▸ Work to complete:
Pull every line holding the string "with" from the records below.
— START OF Recorded data —
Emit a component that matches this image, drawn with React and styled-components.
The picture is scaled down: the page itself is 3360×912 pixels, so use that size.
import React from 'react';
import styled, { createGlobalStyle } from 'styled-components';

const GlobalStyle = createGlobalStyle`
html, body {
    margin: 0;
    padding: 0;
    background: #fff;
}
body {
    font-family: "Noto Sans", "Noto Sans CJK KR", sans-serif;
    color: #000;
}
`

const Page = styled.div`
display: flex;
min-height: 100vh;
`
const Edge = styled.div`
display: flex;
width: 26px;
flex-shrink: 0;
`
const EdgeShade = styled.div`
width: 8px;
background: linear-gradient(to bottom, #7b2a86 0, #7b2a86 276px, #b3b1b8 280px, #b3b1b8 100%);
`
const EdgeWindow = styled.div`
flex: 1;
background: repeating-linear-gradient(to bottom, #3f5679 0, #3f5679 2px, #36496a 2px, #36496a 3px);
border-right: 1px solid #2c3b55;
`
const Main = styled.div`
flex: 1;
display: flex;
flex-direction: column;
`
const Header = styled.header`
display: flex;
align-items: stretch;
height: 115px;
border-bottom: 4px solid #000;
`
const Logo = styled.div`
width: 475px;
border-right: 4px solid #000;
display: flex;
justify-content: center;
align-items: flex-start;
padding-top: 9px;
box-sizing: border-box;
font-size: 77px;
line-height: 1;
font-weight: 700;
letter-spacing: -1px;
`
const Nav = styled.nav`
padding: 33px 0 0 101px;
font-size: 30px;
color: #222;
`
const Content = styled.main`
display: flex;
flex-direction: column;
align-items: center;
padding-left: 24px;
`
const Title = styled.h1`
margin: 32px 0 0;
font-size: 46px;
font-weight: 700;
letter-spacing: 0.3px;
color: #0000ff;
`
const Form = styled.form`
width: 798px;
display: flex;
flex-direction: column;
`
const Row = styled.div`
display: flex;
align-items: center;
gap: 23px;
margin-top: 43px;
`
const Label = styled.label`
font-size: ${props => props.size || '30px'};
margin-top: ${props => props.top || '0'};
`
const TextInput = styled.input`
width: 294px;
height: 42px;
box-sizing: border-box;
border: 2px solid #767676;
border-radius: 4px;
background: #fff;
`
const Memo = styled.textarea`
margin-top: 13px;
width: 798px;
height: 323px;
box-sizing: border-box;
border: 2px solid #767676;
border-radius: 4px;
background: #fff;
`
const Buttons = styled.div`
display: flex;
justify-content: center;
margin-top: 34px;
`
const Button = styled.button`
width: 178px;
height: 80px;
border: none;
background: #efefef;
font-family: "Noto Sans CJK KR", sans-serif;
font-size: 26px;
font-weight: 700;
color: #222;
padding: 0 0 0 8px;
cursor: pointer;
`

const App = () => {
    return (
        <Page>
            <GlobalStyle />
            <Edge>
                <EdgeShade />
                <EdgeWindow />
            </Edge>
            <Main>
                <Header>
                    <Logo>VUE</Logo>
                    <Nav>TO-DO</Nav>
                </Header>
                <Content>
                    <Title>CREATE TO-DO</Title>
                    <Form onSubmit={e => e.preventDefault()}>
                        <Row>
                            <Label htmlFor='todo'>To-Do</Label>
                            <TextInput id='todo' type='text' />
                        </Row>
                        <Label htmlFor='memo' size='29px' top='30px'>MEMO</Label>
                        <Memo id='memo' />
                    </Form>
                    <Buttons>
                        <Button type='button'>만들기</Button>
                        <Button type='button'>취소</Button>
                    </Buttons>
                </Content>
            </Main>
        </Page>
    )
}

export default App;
— END OF Recorded data —
— START OF Recorded data —
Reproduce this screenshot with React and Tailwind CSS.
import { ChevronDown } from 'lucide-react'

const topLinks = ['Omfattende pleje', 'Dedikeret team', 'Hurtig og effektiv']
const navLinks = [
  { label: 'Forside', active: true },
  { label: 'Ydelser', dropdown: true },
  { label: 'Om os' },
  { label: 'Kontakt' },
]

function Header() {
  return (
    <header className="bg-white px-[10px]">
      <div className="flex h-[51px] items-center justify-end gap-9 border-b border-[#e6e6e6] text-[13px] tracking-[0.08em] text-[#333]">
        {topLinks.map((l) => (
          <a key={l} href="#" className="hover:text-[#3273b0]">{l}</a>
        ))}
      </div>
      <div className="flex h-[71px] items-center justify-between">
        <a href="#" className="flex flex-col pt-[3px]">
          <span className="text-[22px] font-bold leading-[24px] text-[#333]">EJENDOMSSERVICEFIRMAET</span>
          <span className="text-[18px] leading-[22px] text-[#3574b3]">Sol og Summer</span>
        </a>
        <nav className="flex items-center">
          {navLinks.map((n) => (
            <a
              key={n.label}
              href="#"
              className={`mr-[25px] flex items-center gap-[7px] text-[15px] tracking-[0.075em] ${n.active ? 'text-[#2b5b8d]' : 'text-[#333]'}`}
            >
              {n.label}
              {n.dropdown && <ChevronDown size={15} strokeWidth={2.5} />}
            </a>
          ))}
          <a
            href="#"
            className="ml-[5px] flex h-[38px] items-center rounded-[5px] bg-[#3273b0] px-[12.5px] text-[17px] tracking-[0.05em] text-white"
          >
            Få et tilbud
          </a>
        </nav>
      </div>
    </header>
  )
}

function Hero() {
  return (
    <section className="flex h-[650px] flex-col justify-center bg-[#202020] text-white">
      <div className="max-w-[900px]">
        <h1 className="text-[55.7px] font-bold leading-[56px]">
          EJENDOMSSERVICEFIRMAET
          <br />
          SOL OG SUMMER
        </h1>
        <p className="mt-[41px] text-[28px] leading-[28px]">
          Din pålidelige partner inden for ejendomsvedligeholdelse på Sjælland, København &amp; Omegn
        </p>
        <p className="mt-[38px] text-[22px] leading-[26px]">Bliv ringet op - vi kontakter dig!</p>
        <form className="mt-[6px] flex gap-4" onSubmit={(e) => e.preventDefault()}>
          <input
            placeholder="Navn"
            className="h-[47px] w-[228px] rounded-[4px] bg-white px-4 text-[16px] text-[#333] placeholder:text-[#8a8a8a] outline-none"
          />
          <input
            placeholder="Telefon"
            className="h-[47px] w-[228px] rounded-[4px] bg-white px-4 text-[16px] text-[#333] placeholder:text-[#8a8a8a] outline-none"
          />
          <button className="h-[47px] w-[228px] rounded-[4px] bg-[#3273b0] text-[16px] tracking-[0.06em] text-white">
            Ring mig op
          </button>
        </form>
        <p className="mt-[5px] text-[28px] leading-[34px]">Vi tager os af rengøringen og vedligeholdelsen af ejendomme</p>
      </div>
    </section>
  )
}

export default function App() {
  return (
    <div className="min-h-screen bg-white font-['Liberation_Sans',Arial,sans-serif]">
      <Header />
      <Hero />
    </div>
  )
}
— END OF Recorded data —
— START OF Recorded data —
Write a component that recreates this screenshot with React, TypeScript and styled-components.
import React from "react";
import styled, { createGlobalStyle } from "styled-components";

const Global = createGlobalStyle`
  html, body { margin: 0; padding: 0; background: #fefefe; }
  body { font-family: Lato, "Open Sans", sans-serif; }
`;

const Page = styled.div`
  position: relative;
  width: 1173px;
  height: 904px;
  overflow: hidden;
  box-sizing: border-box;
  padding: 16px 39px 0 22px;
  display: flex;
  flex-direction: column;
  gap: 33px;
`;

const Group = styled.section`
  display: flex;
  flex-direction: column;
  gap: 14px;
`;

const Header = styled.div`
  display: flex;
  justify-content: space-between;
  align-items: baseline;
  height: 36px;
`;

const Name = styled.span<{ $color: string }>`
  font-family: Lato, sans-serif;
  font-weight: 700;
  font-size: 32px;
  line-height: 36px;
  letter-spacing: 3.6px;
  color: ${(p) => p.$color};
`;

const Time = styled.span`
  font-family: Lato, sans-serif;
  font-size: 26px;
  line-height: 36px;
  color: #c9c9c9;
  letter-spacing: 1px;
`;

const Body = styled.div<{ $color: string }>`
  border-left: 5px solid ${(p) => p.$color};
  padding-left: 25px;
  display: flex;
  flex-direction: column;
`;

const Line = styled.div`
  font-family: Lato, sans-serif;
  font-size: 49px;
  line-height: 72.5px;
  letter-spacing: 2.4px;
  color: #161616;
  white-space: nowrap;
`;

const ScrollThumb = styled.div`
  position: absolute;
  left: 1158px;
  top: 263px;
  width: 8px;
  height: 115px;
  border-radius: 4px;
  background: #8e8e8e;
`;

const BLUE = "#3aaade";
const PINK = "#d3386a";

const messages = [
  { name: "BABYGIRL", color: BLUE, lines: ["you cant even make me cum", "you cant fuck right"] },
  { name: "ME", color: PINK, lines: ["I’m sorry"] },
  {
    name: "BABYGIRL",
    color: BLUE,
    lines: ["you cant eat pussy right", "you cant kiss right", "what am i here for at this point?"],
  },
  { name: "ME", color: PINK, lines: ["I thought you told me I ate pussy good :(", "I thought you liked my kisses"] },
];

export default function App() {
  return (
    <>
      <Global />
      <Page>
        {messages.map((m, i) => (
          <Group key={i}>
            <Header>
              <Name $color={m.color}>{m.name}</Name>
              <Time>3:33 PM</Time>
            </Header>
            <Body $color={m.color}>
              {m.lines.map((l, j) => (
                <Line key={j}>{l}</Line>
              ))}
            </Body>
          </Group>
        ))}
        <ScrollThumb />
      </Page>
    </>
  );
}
— END OF Recorded data —
▸ Correct output:
Emit a component that matches this image, drawn with React and styled-components.
Reproduce this screenshot with React and Tailwind CSS.
Write a component that recreates this screenshot with React, TypeScript and styled-components.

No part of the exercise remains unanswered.